Il existe de nombreuses façons d'esquiver le bilan du communisme. La plus nette consiste à exonérer l'idéologie du crime, à prétendre que le communisme du XXe siècle n'a rien à voir avec le vrai communisme qui reste à construire au XXIe siècle. Les PC encore en exercice qui, comme leur nom l'indique, continuent le combat ne nient pas la catastrophe puisque d'après eux ce passé n'a rien à voir avec l'avenir qu'ils comptent bâtir. Cette posture est une affaire de survie pour eux, endosser l'héritage serait un suicide politique. Plus pervers sont ceux qui ne rejettent pas l'ampleur du crime, qui trouvent même nécessaires ces catastrophes, présentées comme des expériences ratées qui vont permettre d'éviter des erreurs similaires à l'avenir. Pour ceux-là, le matériel humain se réduit à des cobayes de laboratoire, victimes nécessaires à la recherche de la bonne voie qui va guérit le monde et ses inégalités, de ses injustices, la profession de foi de toujours du communisme. L'indifférence aux souffrances d'autrui, au nom d'un toujours hypothétique avenir radieux, propre à cette démarche intellectuelle, suffit à disqualifier ses partisans. Pour ses antépénultièmes utopistes, la réalité ne doit pas embarrasser le rêve égalitaire. Ils sont favorables à un retour à la case départ, à Marx et à son utopie originelle, ils bataillent pour démontrer que le philosophe n'est pour rien dans ce qui est arrivé, ce qui est en soi une lapalissade puisqu'on ne saurait le rendre coupable de faits postérieurs à ses élucubrations. Lapalissade sans doute, ponce-pilatisme sûrement : que les partis-Etats aient tous pratiqué la lutte des classes et la dictature du prolétariat, concepts marxistes par excellence, pour se livrer au "classicide", permet de penser que cette philosophie est bien l'une des causes de la catastrophe. Si le philosophe Marx n'est pas coupable, l'usage qui a été fait de sa philosophie par ses disciples l'est.

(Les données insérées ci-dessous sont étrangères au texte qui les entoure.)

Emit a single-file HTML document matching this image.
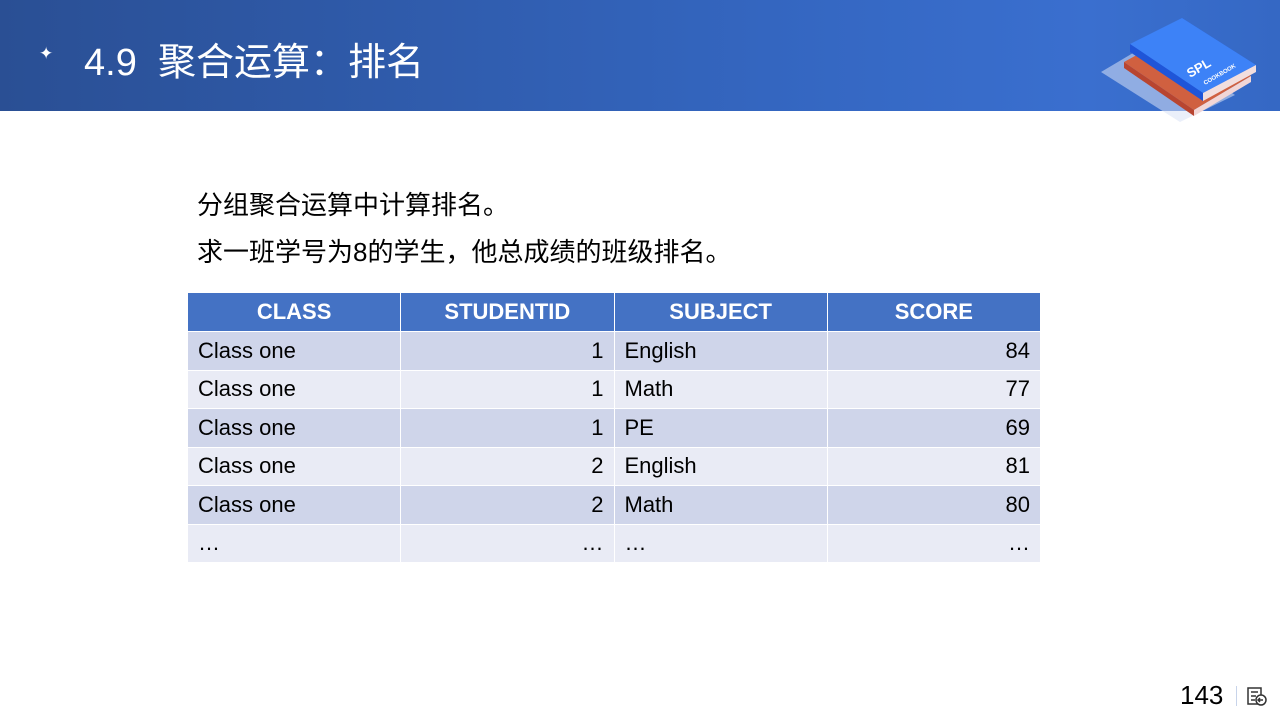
<!DOCTYPE html>
<html><head><meta charset="utf-8"><style>
body{margin:0;width:1280px;height:720px;position:relative;background:#fff;font-family:"Liberation Sans","Noto Sans CJK SC",sans-serif;overflow:hidden}
.hdr{position:absolute;left:0;top:0;width:1280px;height:111px;background:linear-gradient(90deg,#2a4f94 0%,#3466c0 60%,#3a6fcf 85%,#3568c4 100%)}
.title{position:absolute;left:84px;top:31px;color:#fff;font-size:38px}
.star{position:absolute;left:39px;top:44px;color:#fff;font-size:17px}
.txt{position:absolute;left:197px;font-size:26px;color:#000}
table{position:absolute;left:187px;top:292px;border-collapse:collapse;font-size:22px;table-layout:fixed;width:854px}
td,th{height:38.5px;padding:0 10px;box-sizing:border-box;border:1px solid #fff}
th{background:#4472c4;color:#fff;font-weight:bold;text-align:center;height:39px}
tr.o td{background:#cfd5ea}tr.e td{background:#e9ebf5}
.r{text-align:right}
.pg{position:absolute;left:1180px;top:680px;font-size:26px;color:#000}
</style></head><body>
<div class="hdr"></div>
<div class="star">✦</div>
<div class="title">4.9&nbsp; 聚合运算：排名</div>
<svg style="position:absolute;left:1095px;top:10px" width="170" height="115">
<polygon points="6,62 60,30 140,85 85,112" fill="#d9e2f6" opacity=".55"/>
<polygon points="29,52 87,20 156,66 99,100" fill="#d06040"/>
<polygon points="29,52 29,58 99,106 99,100" fill="#b84530"/>
<polygon points="99,100 156,66 156,72 99,106" fill="#f2d6d6"/>
<polygon points="35,40 87,8 161,55 108,87" fill="#2860e0"/>
<polygon points="35,34 87,8 161,55 108,83" fill="#3d82f7"/>
<polygon points="35,34 35,42 108,91 108,83" fill="#1f55d8"/>
<polygon points="108,83 161,55 161,62 108,91" fill="#f2dede"/>
<text x="95" y="68" fill="#fff" font-size="13" font-weight="bold" transform="rotate(-30 95 68)" font-family="Liberation Sans">SPL</text>
<text x="110" y="75" fill="#fff" font-size="6" font-weight="bold" transform="rotate(-30 110 75)" font-family="Liberation Sans">COOKBOOK</text>
</svg>
<div class="txt" style="top:185px">分组聚合运算中计算排名。</div>
<div class="txt" style="top:232px">求一班学号为8的学生，他总成绩的班级排名。</div>
<table>
<tr><th>CLASS</th><th>STUDENTID</th><th>SUBJECT</th><th>SCORE</th></tr>
<tr class="o"><td>Class one</td><td class="r">1</td><td>English</td><td class="r">84</td></tr>
<tr class="e"><td>Class one</td><td class="r">1</td><td>Math</td><td class="r">77</td></tr>
<tr class="o"><td>Class one</td><td class="r">1</td><td>PE</td><td class="r">69</td></tr>
<tr class="e"><td>Class one</td><td class="r">2</td><td>English</td><td class="r">81</td></tr>
<tr class="o"><td>Class one</td><td class="r">2</td><td>Math</td><td class="r">80</td></tr>
<tr class="e"><td>…</td><td class="r">…</td><td>…</td><td class="r">…</td></tr>
</table>
<div class="pg">143</div>
<div style="position:absolute;left:1236px;top:686px;width:1px;height:20px;background:#c8d4ea"></div>
<svg style="position:absolute;left:1246px;top:686px" width="22" height="22" fill="none" stroke="#333" stroke-width="1.5">
<rect x="2" y="2" width="13" height="16"/><line x1="5" y1="6" x2="12" y2="6"/><line x1="5" y1="10" x2="10" y2="10"/><line x1="5" y1="14" x2="9" y2="14"/>
<circle cx="15" cy="14" r="5" fill="#fff"/><path d="M17 14h-5m2-2l-2 2 2 2"/>
</svg>
</body></html>
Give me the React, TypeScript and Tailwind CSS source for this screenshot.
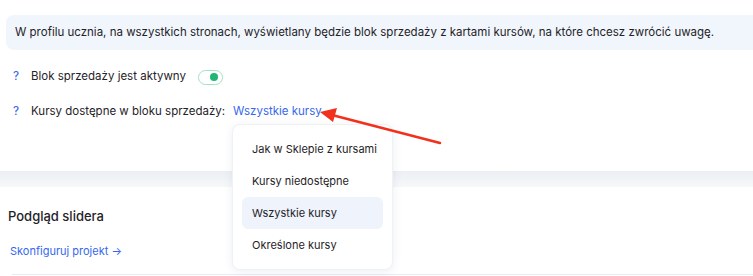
import React from 'react'

const options = ['Jak w Sklepie z kursami', 'Kursy niedostępne', 'Wszystkie kursy', 'Określone kursy']

export default function App() {
  const selected = 'Wszystkie kursy'

  return (
    <div className="relative w-[753px] h-[276px] overflow-hidden bg-white font-['Inter',sans-serif] text-[11.5px] text-[#1f2328]">
      {/* Info box */}
      <div className="pt-[15px] pl-[6px]">
        <div className="w-[800px] h-[35px] flex items-center pl-[9px] rounded-[8px] bg-[#f1f6fc]">
          W profilu ucznia, na wszystkich stronach, wyświetlany będzie blok sprzedaży z kartami kursów, na które chcesz zwrócić uwagę.
        </div>
      </div>

      {/* Settings rows */}
      <div className="pl-[13px] pt-[17px] flex flex-col">
        <div className="flex items-center h-[20px]">
          <span className="w-[18px] text-[#3b6fe6] font-medium">?</span>
          <span>Blok sprzedaży jest aktywny</span>
          <span className="ml-[12px] w-[25px] h-[15px] rounded-full border border-[#9fe3c3] bg-white flex items-center justify-end pr-[4px]">
            <span className="w-[8px] h-[8px] rounded-full bg-[#22b573]" />
          </span>
        </div>
        <div className="flex items-center h-[20px] mt-[15px]">
          <span className="w-[18px] text-[#3b6fe6] font-medium">?</span>
          <span>Kursy dostępne w bloku sprzedaży:</span>
          <span className="ml-[8px] text-[#3568ee]">Wszystkie kursy</span>
        </div>
      </div>

      {/* Divider band */}
      <div className="mt-[49px] h-[16px] bg-gradient-to-b from-[#eceff3] to-[#f6f8fa]" />

      {/* Slider preview */}
      <div className="pl-[8px] pt-[19px]">
        <div className="text-[13px] font-medium text-[#1f2328] leading-[20px]">Podgląd slidera</div>
        <div className="mt-[16px] pl-[2px] text-[11px] text-[#3568ee] leading-[18px]">Skonfiguruj projekt →</div>
      </div>
      <div className="absolute left-[12px] right-0 top-[274px] h-px bg-[#e8ebef]" />

      {/* Dropdown menu */}
      <div className="absolute left-[232px] top-[124px] w-[161px] py-[8px] px-[9px] rounded-[8px] bg-white border border-[#eef1f5] shadow-[0_2px_10px_rgba(30,50,90,0.08)] text-[11px]">
        {options.map((o) => (
          <div
            key={o}
            className={`h-[32px] flex items-center pl-[10px] rounded-[6px] whitespace-nowrap ${o === selected ? 'bg-[#eef3fc]' : ''}`}
          >
            {o}
          </div>
        ))}
      </div>

      {/* Red annotation arrow */}
      <svg className="absolute left-0 top-0 pointer-events-none" width="753" height="276">
        <line x1="440" y1="143" x2="332" y2="115" stroke="#f2301c" strokeWidth="2.5" strokeLinecap="round" />
        <polygon points="320,112 337,108 333,122" fill="#f2301c" />
      </svg>
    </div>
  )
}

Les communistes qui n'ont pas exercé le pouvoir rejettent toute culpabilité. Ils n'ont jamais tué personne, il est vrai, faute probablement d'en avoir eu la possibilité.
(...) Il est des armes de l'esprit qui peuvent se révéler meurtrières aussi. Ces PC ne sont pas responsables des crimes commis derrière le Rideau de fer, c'est entendu, sauf d'avoir joint leurs voix au choeur de ceux qui réclamaient la mort pour les condamnés.
(...) Sans contrainte, l'appel au meurtre serait-il moins condamnable ?
Se décharger des crimes commis par d'autres est une manière de se défausser.